Of course, not everyone is actually good at programming. Using a lot of this programming software, the actual true work is being done by the software not the person. When you actually have to write code from scratch or create a real program not using this, things become a lot more difficult. I do not really get the idea that if you are interested in pharmacy, then you will be great at coding. To be a coder you need to have a certain mindset that is not the same as that of a pharmacist. I guess you could argue being detailed oriented, but really beyond non-skilled labor that is something one needs for most jobs. Maybe things have changed, but when I did some CS courses back in mid-2000's I quickly realized that I had a lot less interest in it than I originally thought.

I was a heavy math/engineering mindset-oriented student back in high school. Both of my parents are engineers, so they pushed me not to be another engineer, and I listened to them. I never really liked pharmacy, nor did I ever wanted to be a full-time practicing pharmacist, even now as a pharmacy student. Pharmacy schoolwork is pretty easy for me, so I am currently spending vast majority of my time programming while enjoying it and whatever time left to study for pharmacy exam etc just to get that PharmD degree, that piece of paper. CS for me is not difficult to pick up, but requires a lot of time drilling and actually getting hands dirty doing projects. Pharmacy itself is fairly easy and requires mostly memorization, and I found that not challenging enough. But the bottleneck is that degree, people need that piece of paper and title to be recognized for their clinical knowledge. CS, on the contrary, values actual skills, and not that many people care if someone has a degree in CS or not, as long as they can get the job done.

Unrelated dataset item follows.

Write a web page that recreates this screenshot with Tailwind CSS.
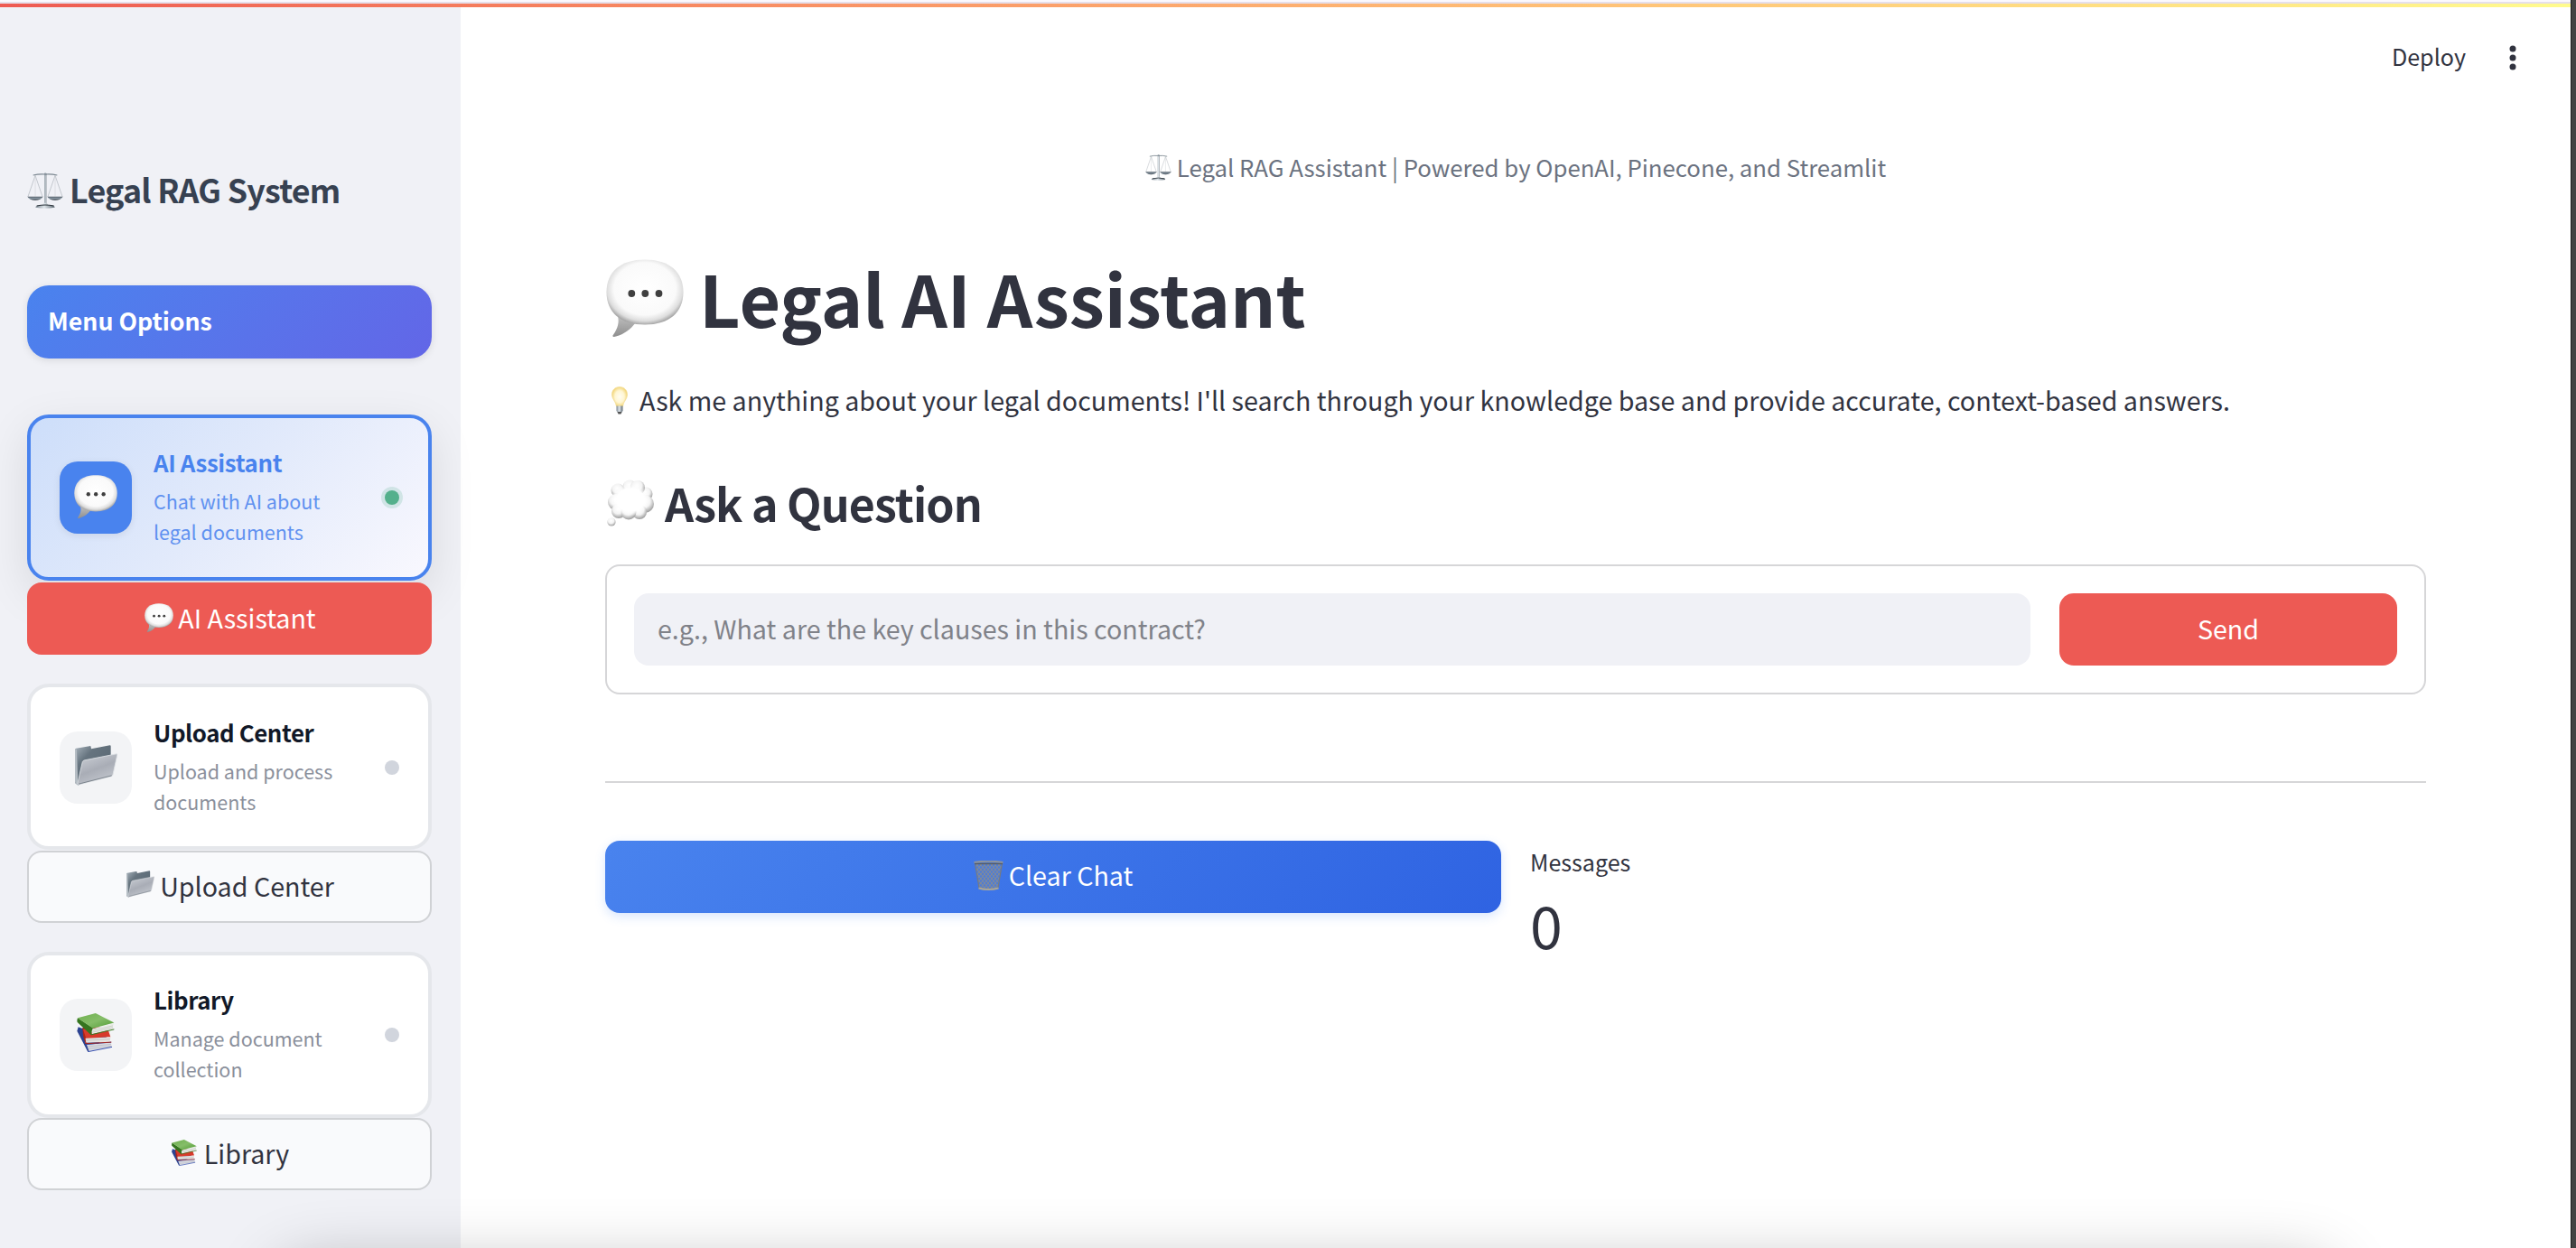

The talk about future medical/pharmacy/chem/bio-informatics applications is abuzz in the Bay Area and keeps getting larger, and the company I worked at were heavily pushing towards that. To make a career at the interface, a clinical degree is very beneficial cuz CS guys have no idea what the need and the actual problems are, yet clinicians/researchers know the specifications and details of the problems but have limited capabilities to solve the problem on their own or to write the specifications and outline the algorithms to guide CS guys to implement solutions.